When the REA ran electric to my one grandfathers farm, 1932, they put the pole right across one of his fields. Not where he wanted them. So he and my father moved them to where he wanted them. A few days later they came out to run the lines and the lineman noted the extra distance and said it would waste too much wire. After a few minutes my grandfather asked him if he like oysters. Yes was the reply. So for a bushel of oysters the poles were left where they were and the line was left where he wanted it. My father had to go tong the oyster up when he got home form school. We had several oyster beds in our creek. About a year later the REA had to put one more pole in the line because the pole-sitters had set the poles too far apart they said.

I remember seeing a old Delco system on his farm. I think it was a 32 volt system. Most were, but they also came in 65 volt and 110. All our family had were the 32's I think. Few farmers complained that when the new power lines were run they had just bought a new system or that they did not want to rewire their house to get hooked up to the REA. They all did by the war. Lot easier to flip a switch than anything else.

When I was a kid, a deep well was anything over eight or ten feet.

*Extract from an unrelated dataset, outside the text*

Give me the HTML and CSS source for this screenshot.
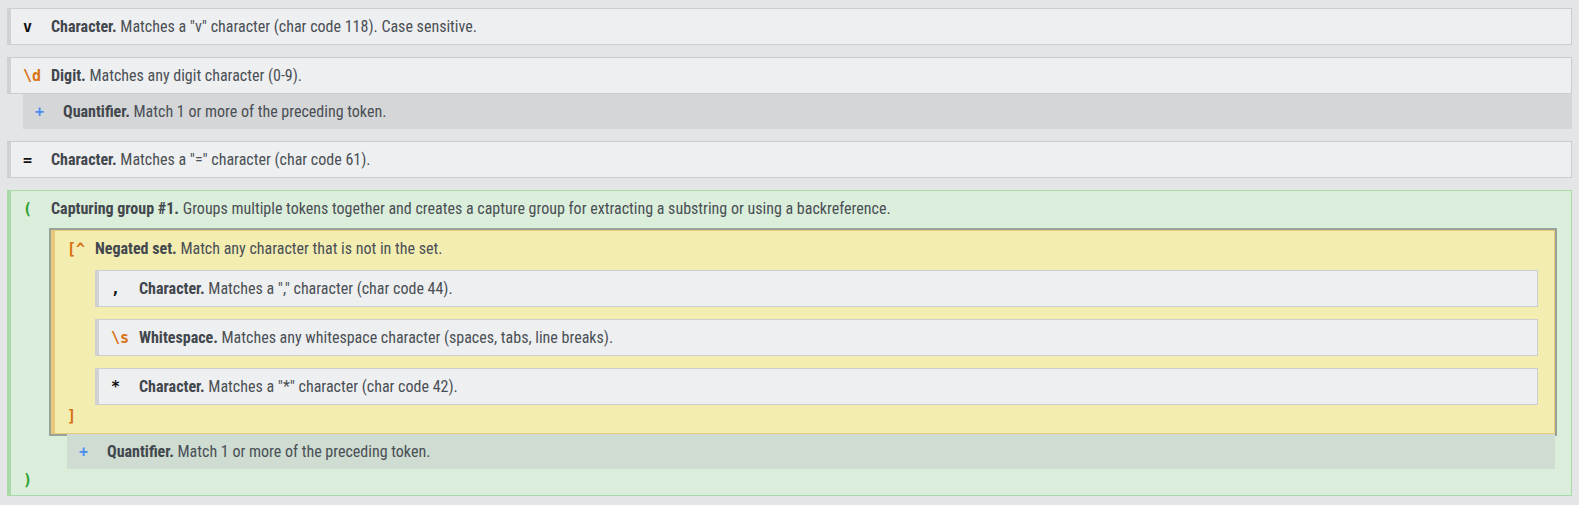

If you got good flow at ten feet, and the water was not too bad for iron(rust) or sulfa you left it there. If it was not good water you would move it maybe ten feet away and try again. We put one ten foot well in the bottom of a dry ditch for hogs one year. Ditch was about ten feet deep and dry as a bone. Used a hit and miss engine to pump water out of it. We put in a "deep" well on the farm in 1968 and it was 75 feet deep. Last irrigation well I had put in was 1200 plus feet but a bit larger than the 4" well with a 2" supply line on that 75 foot one. Cost a bit more as well.

Most of the good old days was hard work. Things I did as a kid, working on the farm, would make a safety expert throw up. I could never let my kids do it. Starting tractors with a hand crank or by turning a pulley, or by chain pulling one tractor to start another, no fenders, roll bars, safety covers on pulleys, belts and electric. Driving tractors when I was six or seven years old, all day long. Heck I am older than the triangle safety signs seen on the backs of tractors these days. Carrying a loaded shotgun or .22 on a tractor or combine while working.